Instructions for the task
Retype exactly what appears below from the line containing "Output the component" down to the line containing "i) => String(i", keeping both end lines. Do not include pictures.

Input for this task
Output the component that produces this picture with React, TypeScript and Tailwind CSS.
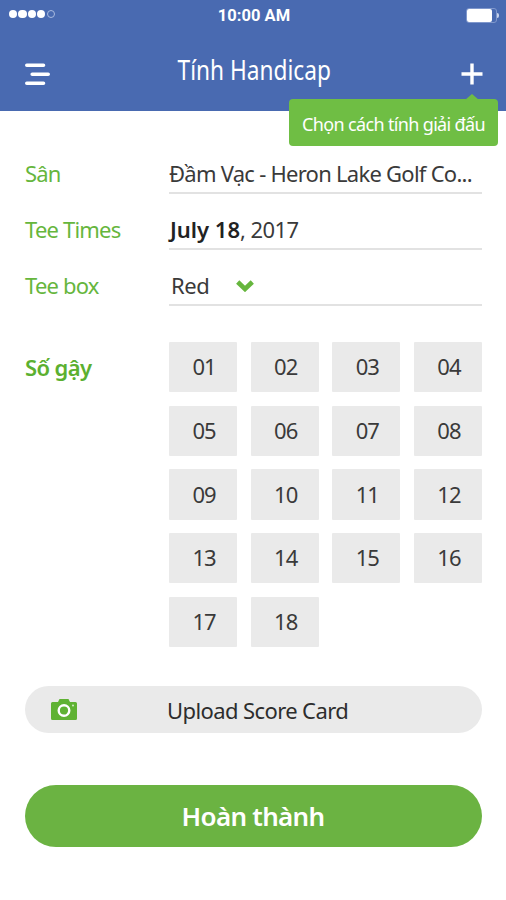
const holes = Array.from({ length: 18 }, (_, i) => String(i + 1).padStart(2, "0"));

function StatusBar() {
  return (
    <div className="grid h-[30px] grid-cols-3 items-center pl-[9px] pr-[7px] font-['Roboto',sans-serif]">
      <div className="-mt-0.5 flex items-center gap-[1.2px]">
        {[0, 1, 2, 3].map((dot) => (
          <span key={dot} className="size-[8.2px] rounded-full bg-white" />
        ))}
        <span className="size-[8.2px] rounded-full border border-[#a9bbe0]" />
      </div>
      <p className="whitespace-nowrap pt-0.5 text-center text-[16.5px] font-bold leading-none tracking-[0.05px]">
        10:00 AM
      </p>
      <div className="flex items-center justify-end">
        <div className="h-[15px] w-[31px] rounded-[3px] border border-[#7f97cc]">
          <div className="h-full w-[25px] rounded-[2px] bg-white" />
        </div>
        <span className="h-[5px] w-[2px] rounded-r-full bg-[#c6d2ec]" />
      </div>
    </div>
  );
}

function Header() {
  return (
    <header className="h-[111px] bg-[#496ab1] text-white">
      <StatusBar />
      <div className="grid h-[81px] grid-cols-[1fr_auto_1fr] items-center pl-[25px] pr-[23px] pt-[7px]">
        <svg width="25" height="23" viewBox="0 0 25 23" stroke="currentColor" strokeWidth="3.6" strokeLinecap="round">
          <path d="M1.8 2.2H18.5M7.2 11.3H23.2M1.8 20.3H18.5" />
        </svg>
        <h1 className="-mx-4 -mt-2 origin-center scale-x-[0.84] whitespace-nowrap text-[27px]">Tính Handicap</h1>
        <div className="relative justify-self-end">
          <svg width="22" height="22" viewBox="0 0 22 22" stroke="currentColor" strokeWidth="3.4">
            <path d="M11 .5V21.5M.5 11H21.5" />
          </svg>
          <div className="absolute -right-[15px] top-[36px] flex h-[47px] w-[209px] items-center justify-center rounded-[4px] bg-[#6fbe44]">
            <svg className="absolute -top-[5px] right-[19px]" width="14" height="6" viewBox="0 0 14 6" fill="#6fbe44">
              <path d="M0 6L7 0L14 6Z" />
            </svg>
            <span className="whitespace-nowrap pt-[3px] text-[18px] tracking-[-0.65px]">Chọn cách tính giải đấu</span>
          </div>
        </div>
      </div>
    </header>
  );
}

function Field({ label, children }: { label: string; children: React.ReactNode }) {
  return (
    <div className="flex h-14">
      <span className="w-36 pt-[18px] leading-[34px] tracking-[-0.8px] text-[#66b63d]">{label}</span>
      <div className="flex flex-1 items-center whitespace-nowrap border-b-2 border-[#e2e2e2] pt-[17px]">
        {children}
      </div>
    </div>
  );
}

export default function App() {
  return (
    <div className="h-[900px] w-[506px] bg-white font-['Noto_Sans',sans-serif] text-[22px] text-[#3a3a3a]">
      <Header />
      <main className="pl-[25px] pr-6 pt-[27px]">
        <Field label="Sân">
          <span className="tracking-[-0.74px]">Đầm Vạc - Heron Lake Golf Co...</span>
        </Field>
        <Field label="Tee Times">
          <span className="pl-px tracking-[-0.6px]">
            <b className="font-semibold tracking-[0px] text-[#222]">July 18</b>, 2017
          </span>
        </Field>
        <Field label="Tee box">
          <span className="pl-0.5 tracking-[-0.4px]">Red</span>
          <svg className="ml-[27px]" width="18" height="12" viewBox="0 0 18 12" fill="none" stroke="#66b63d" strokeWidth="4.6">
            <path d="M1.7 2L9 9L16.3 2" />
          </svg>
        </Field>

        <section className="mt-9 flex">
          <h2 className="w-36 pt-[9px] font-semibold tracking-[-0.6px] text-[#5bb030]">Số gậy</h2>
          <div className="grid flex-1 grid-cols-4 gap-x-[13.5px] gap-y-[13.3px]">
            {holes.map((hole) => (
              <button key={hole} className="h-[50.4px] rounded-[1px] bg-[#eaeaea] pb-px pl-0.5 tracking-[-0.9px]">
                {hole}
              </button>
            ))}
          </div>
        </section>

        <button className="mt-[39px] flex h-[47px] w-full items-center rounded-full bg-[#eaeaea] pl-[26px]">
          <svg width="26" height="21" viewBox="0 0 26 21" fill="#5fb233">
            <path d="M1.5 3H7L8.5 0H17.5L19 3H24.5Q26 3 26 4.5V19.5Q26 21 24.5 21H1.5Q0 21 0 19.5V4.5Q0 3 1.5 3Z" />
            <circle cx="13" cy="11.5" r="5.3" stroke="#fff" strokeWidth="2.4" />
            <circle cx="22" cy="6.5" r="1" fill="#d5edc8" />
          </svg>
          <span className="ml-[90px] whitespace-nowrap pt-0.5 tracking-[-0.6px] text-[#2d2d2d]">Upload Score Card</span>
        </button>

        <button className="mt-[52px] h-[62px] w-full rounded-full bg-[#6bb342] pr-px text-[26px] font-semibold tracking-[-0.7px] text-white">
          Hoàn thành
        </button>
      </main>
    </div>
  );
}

==

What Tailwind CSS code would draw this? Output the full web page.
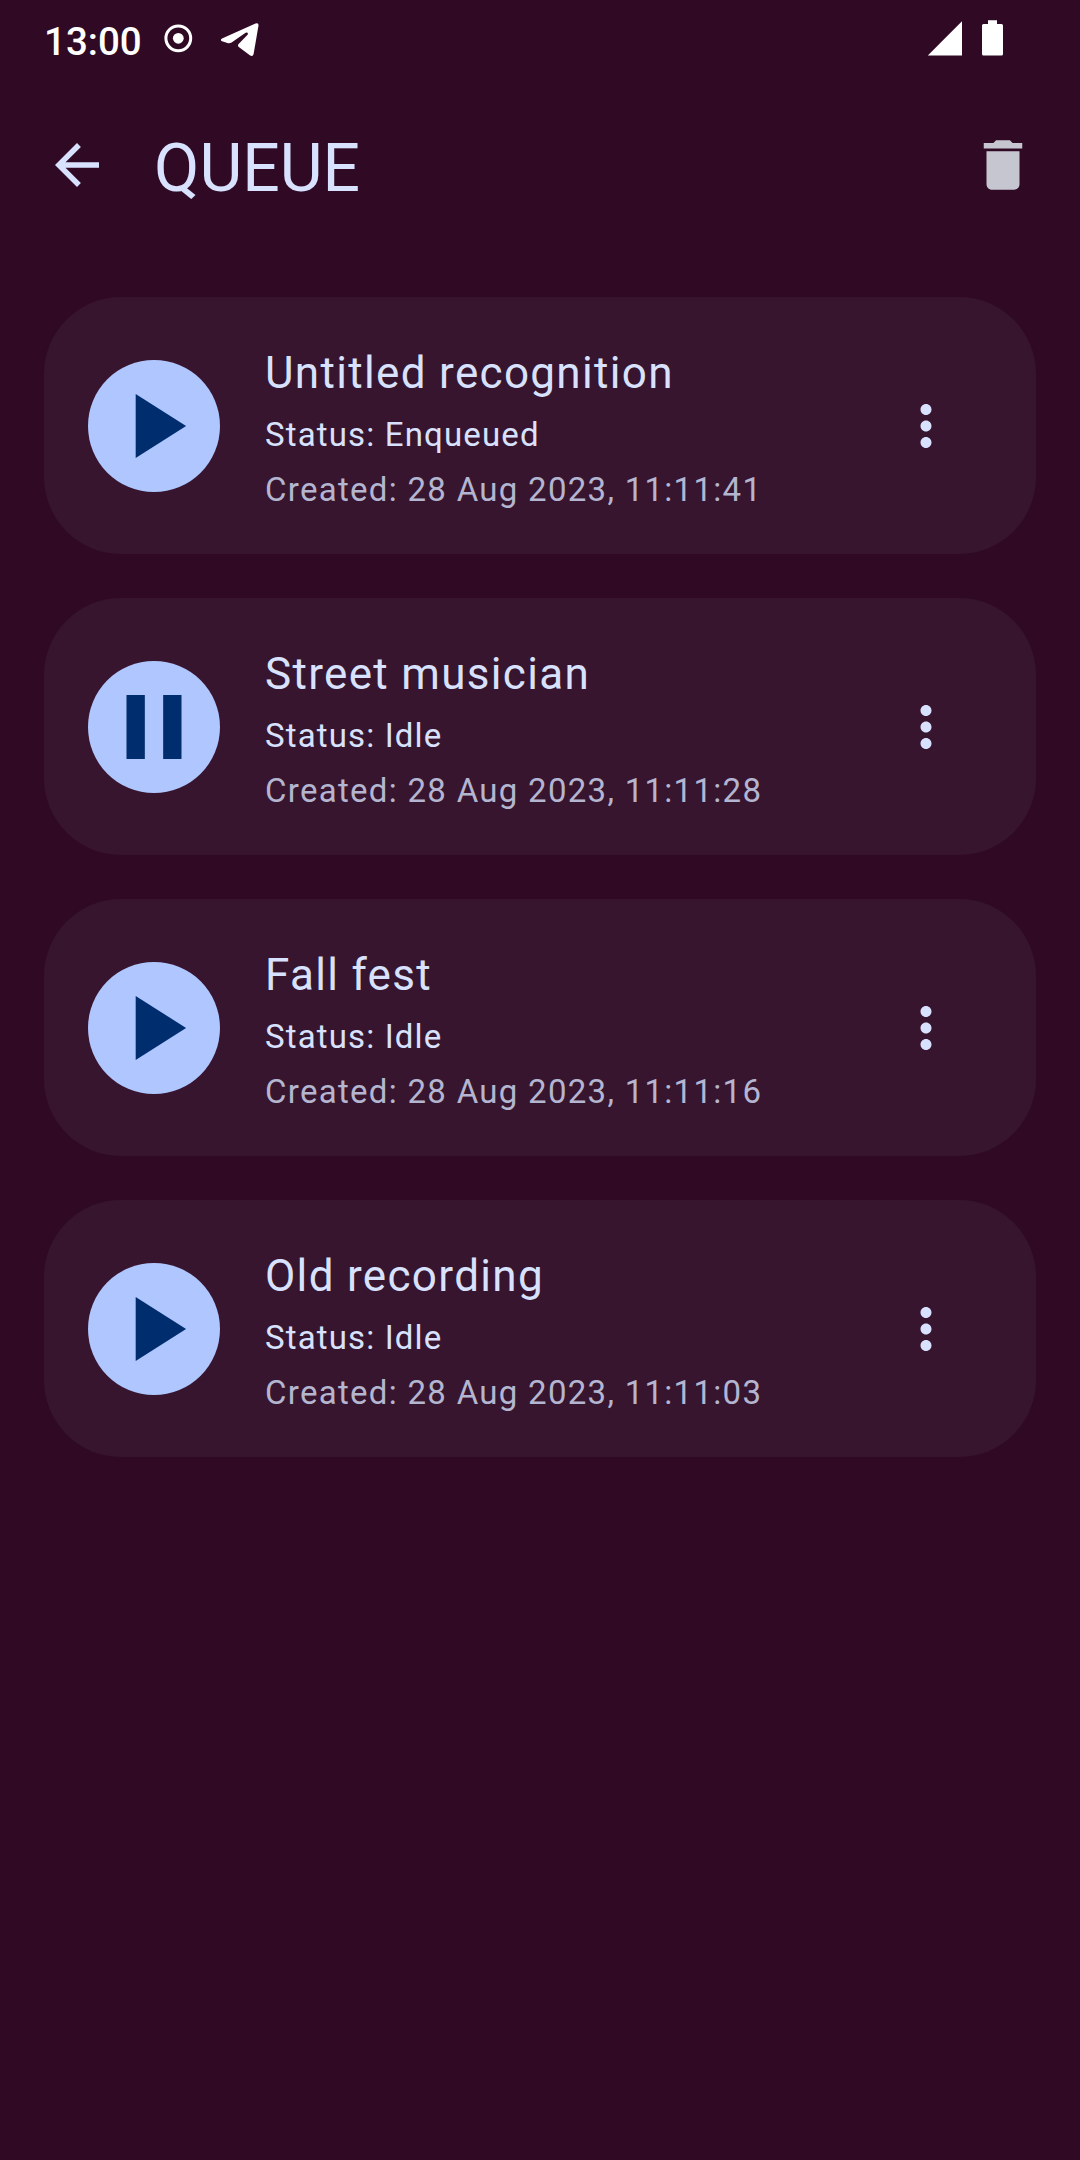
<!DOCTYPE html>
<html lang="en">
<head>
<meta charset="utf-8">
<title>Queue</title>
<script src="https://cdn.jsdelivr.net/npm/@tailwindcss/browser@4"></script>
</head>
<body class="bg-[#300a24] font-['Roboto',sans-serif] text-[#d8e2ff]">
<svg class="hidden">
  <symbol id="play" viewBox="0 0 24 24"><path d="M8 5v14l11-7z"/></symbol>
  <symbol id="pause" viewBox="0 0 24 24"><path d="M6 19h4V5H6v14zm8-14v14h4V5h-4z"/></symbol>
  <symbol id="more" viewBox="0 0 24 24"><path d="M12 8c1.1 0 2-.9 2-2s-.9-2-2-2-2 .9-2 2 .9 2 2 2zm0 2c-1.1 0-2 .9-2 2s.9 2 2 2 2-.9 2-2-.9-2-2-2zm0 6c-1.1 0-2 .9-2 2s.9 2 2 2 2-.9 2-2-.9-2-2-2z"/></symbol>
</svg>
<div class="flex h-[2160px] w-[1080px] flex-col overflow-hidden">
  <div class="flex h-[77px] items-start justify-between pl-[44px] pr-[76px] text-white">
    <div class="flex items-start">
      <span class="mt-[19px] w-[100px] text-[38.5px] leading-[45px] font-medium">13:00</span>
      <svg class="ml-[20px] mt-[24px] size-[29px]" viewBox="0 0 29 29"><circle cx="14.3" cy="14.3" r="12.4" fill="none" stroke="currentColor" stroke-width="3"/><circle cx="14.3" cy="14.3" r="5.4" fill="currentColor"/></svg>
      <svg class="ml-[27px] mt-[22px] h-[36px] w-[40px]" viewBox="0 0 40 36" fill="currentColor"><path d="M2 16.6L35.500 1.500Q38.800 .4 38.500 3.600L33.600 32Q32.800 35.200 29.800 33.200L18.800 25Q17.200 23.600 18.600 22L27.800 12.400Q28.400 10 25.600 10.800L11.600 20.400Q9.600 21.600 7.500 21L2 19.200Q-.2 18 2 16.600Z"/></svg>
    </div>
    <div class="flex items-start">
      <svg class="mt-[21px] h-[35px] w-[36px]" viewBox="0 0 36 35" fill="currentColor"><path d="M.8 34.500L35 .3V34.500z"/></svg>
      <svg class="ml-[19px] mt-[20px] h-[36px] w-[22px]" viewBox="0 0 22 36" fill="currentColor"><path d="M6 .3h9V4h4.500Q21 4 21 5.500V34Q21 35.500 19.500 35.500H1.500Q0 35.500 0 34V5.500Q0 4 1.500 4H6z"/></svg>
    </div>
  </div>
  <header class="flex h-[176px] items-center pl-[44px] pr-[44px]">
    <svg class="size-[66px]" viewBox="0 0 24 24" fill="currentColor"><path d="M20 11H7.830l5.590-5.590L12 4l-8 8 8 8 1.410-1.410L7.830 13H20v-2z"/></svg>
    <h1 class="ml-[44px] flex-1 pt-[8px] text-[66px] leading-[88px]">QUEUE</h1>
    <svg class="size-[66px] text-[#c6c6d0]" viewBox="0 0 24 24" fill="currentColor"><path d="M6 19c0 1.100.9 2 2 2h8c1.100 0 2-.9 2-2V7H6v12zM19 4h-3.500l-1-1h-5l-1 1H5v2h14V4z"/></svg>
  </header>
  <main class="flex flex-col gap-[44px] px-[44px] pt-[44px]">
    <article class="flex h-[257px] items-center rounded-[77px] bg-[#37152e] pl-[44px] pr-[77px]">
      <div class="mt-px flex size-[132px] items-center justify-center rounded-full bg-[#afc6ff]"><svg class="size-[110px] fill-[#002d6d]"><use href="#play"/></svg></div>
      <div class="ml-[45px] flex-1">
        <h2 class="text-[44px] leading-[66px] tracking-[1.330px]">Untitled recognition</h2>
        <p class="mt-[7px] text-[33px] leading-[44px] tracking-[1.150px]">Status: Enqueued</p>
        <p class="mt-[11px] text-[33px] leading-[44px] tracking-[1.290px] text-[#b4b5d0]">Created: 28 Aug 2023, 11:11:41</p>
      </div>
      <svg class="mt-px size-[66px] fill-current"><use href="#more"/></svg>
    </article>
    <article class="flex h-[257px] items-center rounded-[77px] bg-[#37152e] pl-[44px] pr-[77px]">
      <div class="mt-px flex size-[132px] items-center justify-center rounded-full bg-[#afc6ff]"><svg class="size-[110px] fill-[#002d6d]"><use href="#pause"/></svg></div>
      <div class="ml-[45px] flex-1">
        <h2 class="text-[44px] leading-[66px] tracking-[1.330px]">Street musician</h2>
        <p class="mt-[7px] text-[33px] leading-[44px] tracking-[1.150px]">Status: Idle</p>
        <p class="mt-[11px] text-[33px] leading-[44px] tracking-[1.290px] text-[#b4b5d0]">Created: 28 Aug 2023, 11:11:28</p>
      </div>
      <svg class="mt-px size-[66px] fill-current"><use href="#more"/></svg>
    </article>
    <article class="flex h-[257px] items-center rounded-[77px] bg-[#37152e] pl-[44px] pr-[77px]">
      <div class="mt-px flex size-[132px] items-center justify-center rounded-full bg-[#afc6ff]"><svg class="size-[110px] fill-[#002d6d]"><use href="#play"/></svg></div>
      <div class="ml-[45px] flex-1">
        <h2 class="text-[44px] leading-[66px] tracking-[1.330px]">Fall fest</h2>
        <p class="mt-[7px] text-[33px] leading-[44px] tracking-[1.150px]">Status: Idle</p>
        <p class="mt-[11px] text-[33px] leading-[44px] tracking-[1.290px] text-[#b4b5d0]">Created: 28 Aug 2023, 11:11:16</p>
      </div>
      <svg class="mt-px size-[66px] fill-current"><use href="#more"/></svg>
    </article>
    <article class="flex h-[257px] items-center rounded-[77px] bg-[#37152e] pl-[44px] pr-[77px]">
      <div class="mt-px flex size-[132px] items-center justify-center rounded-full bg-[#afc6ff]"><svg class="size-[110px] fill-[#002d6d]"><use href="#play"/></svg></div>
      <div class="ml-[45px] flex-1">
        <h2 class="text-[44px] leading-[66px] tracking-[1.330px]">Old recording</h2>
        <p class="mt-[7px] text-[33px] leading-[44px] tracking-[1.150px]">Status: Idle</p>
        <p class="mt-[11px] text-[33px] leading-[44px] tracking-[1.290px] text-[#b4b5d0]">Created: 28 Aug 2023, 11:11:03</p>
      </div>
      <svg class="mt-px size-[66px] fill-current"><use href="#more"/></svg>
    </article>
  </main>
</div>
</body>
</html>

Answer for the task
Output the component that produces this picture with React, TypeScript and Tailwind CSS.
const holes = Array.from({ length: 18 }, (_, i) => String(i + 1).padStart(2, "0"));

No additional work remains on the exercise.